⟨

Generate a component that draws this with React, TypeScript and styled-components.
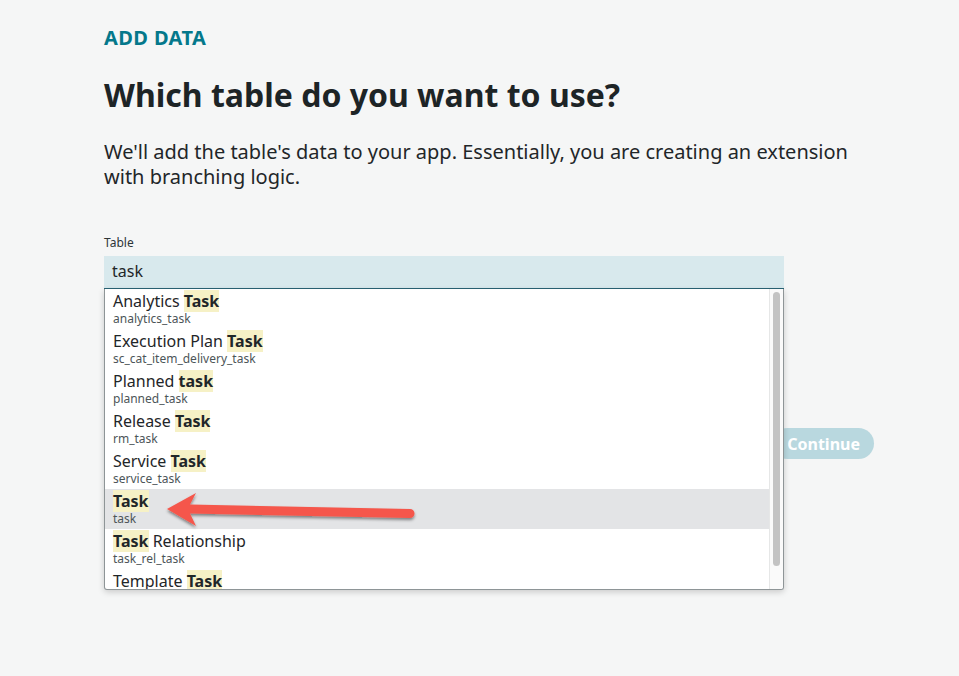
import React from "react";
import styled, { createGlobalStyle } from "styled-components";

const Global = createGlobalStyle`
  html, body { margin: 0; padding: 0; background: #f5f6f6; }
  body { font-family: "Noto Sans", "Open Sans", sans-serif; color: #1f2629; }
`;

const Page = styled.div`
  padding: 25px 0 0 104px;
  width: 770px;
  height: 650px;
`;

const Eyebrow = styled.div`
  font-size: 20px;
  line-height: 26px;
  font-weight: 700;
  color: #04788b;
  letter-spacing: 0.4px;
`;

const Title = styled.h1`
  margin: 24px 0 0;
  font-size: 32px;
  line-height: 40px;
  font-weight: 700;
  color: #1d2426;
`;

const Lead = styled.p`
  margin: 24px 0 0;
  font-size: 20px;
  line-height: 25px;
  color: #1f2629;
  width: 760px;
`;

const Label = styled.label`
  display: block;
  margin-top: 46px;
  font-size: 12px;
  line-height: 16px;
  color: #2d3538;
`;

const Field = styled.div`
  position: relative;
  margin-top: 5px;
  width: 680px;
`;

const Input = styled.div`
  height: 33px;
  box-sizing: border-box;
  background: #d8e9ed;
  border-bottom: 1px solid #2a6476;
  padding: 0 8px;
  font-size: 16px;
  line-height: 31px;
  color: #1f2629;
`;

const Dropdown = styled.div`
  position: absolute;
  top: 33px;
  left: 0;
  width: 680px;
  height: 301px;
  box-sizing: border-box;
  background: #fff;
  border: 1px solid #8e9597;
  border-top: none;
  border-radius: 0 0 3px 3px;
  box-shadow: 0 2px 6px rgba(0, 0, 0, 0.18);
  display: flex;
  overflow: hidden;
  z-index: 2;
`;

const List = styled.div`
  flex: 1;
  overflow: hidden;
`;

const Item = styled.div<{ $active?: boolean }>`
  height: 40px;
  box-sizing: border-box;
  padding: 2px 8px 0;
  background: ${(p) => (p.$active ? "#e3e4e6" : "transparent")};
`;

const ItemTitle = styled.div`
  font-size: 16px;
  line-height: 20px;
  color: #1f2629;
`;

const ItemSub = styled.div`
  font-size: 12px;
  line-height: 15px;
  color: #4c5558;
`;

const Mark = styled.span`
  background: #f6f1c6;
  font-weight: 700;
`;

const Track = styled.div`
  width: 14px;
  background: #fafafa;
  border-left: 1px solid #e6e7e7;
  padding: 3px 3px 0 3px;
  box-sizing: border-box;
`;

const Thumb = styled.div`
  width: 7px;
  height: 274px;
  border-radius: 4px;
  background: #c3c3c3;
`;

const ArrowSvg = styled.svg`
  position: absolute;
  left: 46px;
  top: 196px;
  overflow: visible;
  pointer-events: none;
`;

const Footer = styled.div`
  display: flex;
  justify-content: flex-end;
  margin-top: 139px;
`;

const Button = styled.button`
  height: 31px;
  padding: 0 14px 0 15px;
  border: none;
  border-radius: 16px;
  background: #b9d8df;
  color: #fff;
  font-family: "Noto Sans", "Open Sans", sans-serif;
  font-size: 16px;
  font-weight: 700;
`;

const items: { pre: string; match: string; post: string; sub: string }[] = [
  { pre: "Analytics ", match: "Task", post: "", sub: "analytics_task" },
  { pre: "Execution Plan ", match: "Task", post: "", sub: "sc_cat_item_delivery_task" },
  { pre: "Planned ", match: "task", post: "", sub: "planned_task" },
  { pre: "Release ", match: "Task", post: "", sub: "rm_task" },
  { pre: "Service ", match: "Task", post: "", sub: "service_task" },
  { pre: "", match: "Task", post: "", sub: "task" },
  { pre: "", match: "Task", post: " Relationship", sub: "task_rel_task" },
  { pre: "Template ", match: "Task", post: "", sub: "template_task" },
];

export default function App() {
  return (
    <>
      <Global />
      <Page>
        <Eyebrow>ADD DATA</Eyebrow>
        <Title>Which table do you want to use?</Title>
        <Lead>
          We'll add the table's data to your app. Essentially, you are creating an extension
          with branching logic.
        </Lead>
        <Label>Table</Label>
        <Field>
          <Input>task</Input>
          <Dropdown>
            <List>
              {items.map((it) => (
                <Item key={it.sub} $active={it.sub === "task"}>
                  <ItemTitle>
                    {it.pre}
                    <Mark>{it.match}</Mark>
                    {it.post}
                  </ItemTitle>
                  <ItemSub>{it.sub}</ItemSub>
                </Item>
              ))}
            </List>
            <Track>
              <Thumb />
            </Track>
            <ArrowSvg width="280" height="50" viewBox="150 485 280 50">
              <defs>
                <filter id="sh" x="-10%" y="-50%" width="120%" height="200%">
                  <feDropShadow dx="0" dy="2" stdDeviation="1.6" floodColor="#000" floodOpacity="0.45" />
                </filter>
              </defs>
              <path
                d="M166 509 L195 493 L189 504.5 L409 509 A4.5 4.5 0 0 1 409 518 L189 513.5 L195 526 Z"
                fill="#f5574b"
                filter="url(#sh)"
              />
            </ArrowSvg>
          </Dropdown>
        </Field>
        <Footer>
          <Button>Continue</Button>
        </Footer>
      </Page>
    </>
  );
}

⟩

**Goal of the exercise:** Skip the pictures, then retype every line above exactly.

**Completed exercise:**
Generate a component that draws this with React, TypeScript and styled-components.
import React from "react";
import styled, { createGlobalStyle } from "styled-components";

const Global = createGlobalStyle`
  html, body { margin: 0; padding: 0; background: #f5f6f6; }
  body { font-family: "Noto Sans", "Open Sans", sans-serif; color: #1f2629; }
`;

const Page = styled.div`
  padding: 25px 0 0 104px;
  width: 770px;
  height: 650px;
`;

const Eyebrow = styled.div`
  font-size: 20px;
  line-height: 26px;
  font-weight: 700;
  color: #04788b;
  letter-spacing: 0.4px;
`;

const Title = styled.h1`
  margin: 24px 0 0;
  font-size: 32px;
  line-height: 40px;
  font-weight: 700;
  color: #1d2426;
`;

const Lead = styled.p`
  margin: 24px 0 0;
  font-size: 20px;
  line-height: 25px;
  color: #1f2629;
  width: 760px;
`;

const Label = styled.label`
  display: block;
  margin-top: 46px;
  font-size: 12px;
  line-height: 16px;
  color: #2d3538;
`;

const Field = styled.div`
  position: relative;
  margin-top: 5px;
  width: 680px;
`;

const Input = styled.div`
  height: 33px;
  box-sizing: border-box;
  background: #d8e9ed;
  border-bottom: 1px solid #2a6476;
  padding: 0 8px;
  font-size: 16px;
  line-height: 31px;
  color: #1f2629;
`;

const Dropdown = styled.div`
  position: absolute;
  top: 33px;
  left: 0;
  width: 680px;
  height: 301px;
  box-sizing: border-box;
  background: #fff;
  border: 1px solid #8e9597;
  border-top: none;
  border-radius: 0 0 3px 3px;
  box-shadow: 0 2px 6px rgba(0, 0, 0, 0.18);
  display: flex;
  overflow: hidden;
  z-index: 2;
`;

const List = styled.div`
  flex: 1;
  overflow: hidden;
`;

const Item = styled.div<{ $active?: boolean }>`
  height: 40px;
  box-sizing: border-box;
  padding: 2px 8px 0;
  background: ${(p) => (p.$active ? "#e3e4e6" : "transparent")};
`;

const ItemTitle = styled.div`
  font-size: 16px;
  line-height: 20px;
  color: #1f2629;
`;

const ItemSub = styled.div`
  font-size: 12px;
  line-height: 15px;
  color: #4c5558;
`;

const Mark = styled.span`
  background: #f6f1c6;
  font-weight: 700;
`;

const Track = styled.div`
  width: 14px;
  background: #fafafa;
  border-left: 1px solid #e6e7e7;
  padding: 3px 3px 0 3px;
  box-sizing: border-box;
`;

const Thumb = styled.div`
  width: 7px;
  height: 274px;
  border-radius: 4px;
  background: #c3c3c3;
`;

const ArrowSvg = styled.svg`
  position: absolute;
  left: 46px;
  top: 196px;
  overflow: visible;
  pointer-events: none;
`;

const Footer = styled.div`
  display: flex;
  justify-content: flex-end;
  margin-top: 139px;
`;

const Button = styled.button`
  height: 31px;
  padding: 0 14px 0 15px;
  border: none;
  border-radius: 16px;
  background: #b9d8df;
  color: #fff;
  font-family: "Noto Sans", "Open Sans", sans-serif;
  font-size: 16px;
  font-weight: 700;
`;

const items: { pre: string; match: string; post: string; sub: string }[] = [
  { pre: "Analytics ", match: "Task", post: "", sub: "analytics_task" },
  { pre: "Execution Plan ", match: "Task", post: "", sub: "sc_cat_item_delivery_task" },
  { pre: "Planned ", match: "task", post: "", sub: "planned_task" },
  { pre: "Release ", match: "Task", post: "", sub: "rm_task" },
  { pre: "Service ", match: "Task", post: "", sub: "service_task" },
  { pre: "", match: "Task", post: "", sub: "task" },
  { pre: "", match: "Task", post: " Relationship", sub: "task_rel_task" },
  { pre: "Template ", match: "Task", post: "", sub: "template_task" },
];

export default function App() {
  return (
    <>
      <Global />
      <Page>
        <Eyebrow>ADD DATA</Eyebrow>
        <Title>Which table do you want to use?</Title>
        <Lead>
          We'll add the table's data to your app. Essentially, you are creating an extension
          with branching logic.
        </Lead>
        <Label>Table</Label>
        <Field>
          <Input>task</Input>
          <Dropdown>
            <List>
              {items.map((it) => (
                <Item key={it.sub} $active={it.sub === "task"}>
                  <ItemTitle>
                    {it.pre}
                    <Mark>{it.match}</Mark>
                    {it.post}
                  </ItemTitle>
                  <ItemSub>{it.sub}</ItemSub>
                </Item>
              ))}
            </List>
            <Track>
              <Thumb />
            </Track>
            <ArrowSvg width="280" height="50" viewBox="150 485 280 50">
              <defs>
                <filter id="sh" x="-10%" y="-50%" width="120%" height="200%">
                  <feDropShadow dx="0" dy="2" stdDeviation="1.6" floodColor="#000" floodOpacity="0.45" />
                </filter>
              </defs>
              <path
                d="M166 509 L195 493 L189 504.5 L409 509 A4.5 4.5 0 0 1 409 518 L189 513.5 L195 526 Z"
                fill="#f5574b"
                filter="url(#sh)"
              />
            </ArrowSvg>
          </Dropdown>
        </Field>
        <Footer>
          <Button>Continue</Button>
        </Footer>
      </Page>
    </>
  );
}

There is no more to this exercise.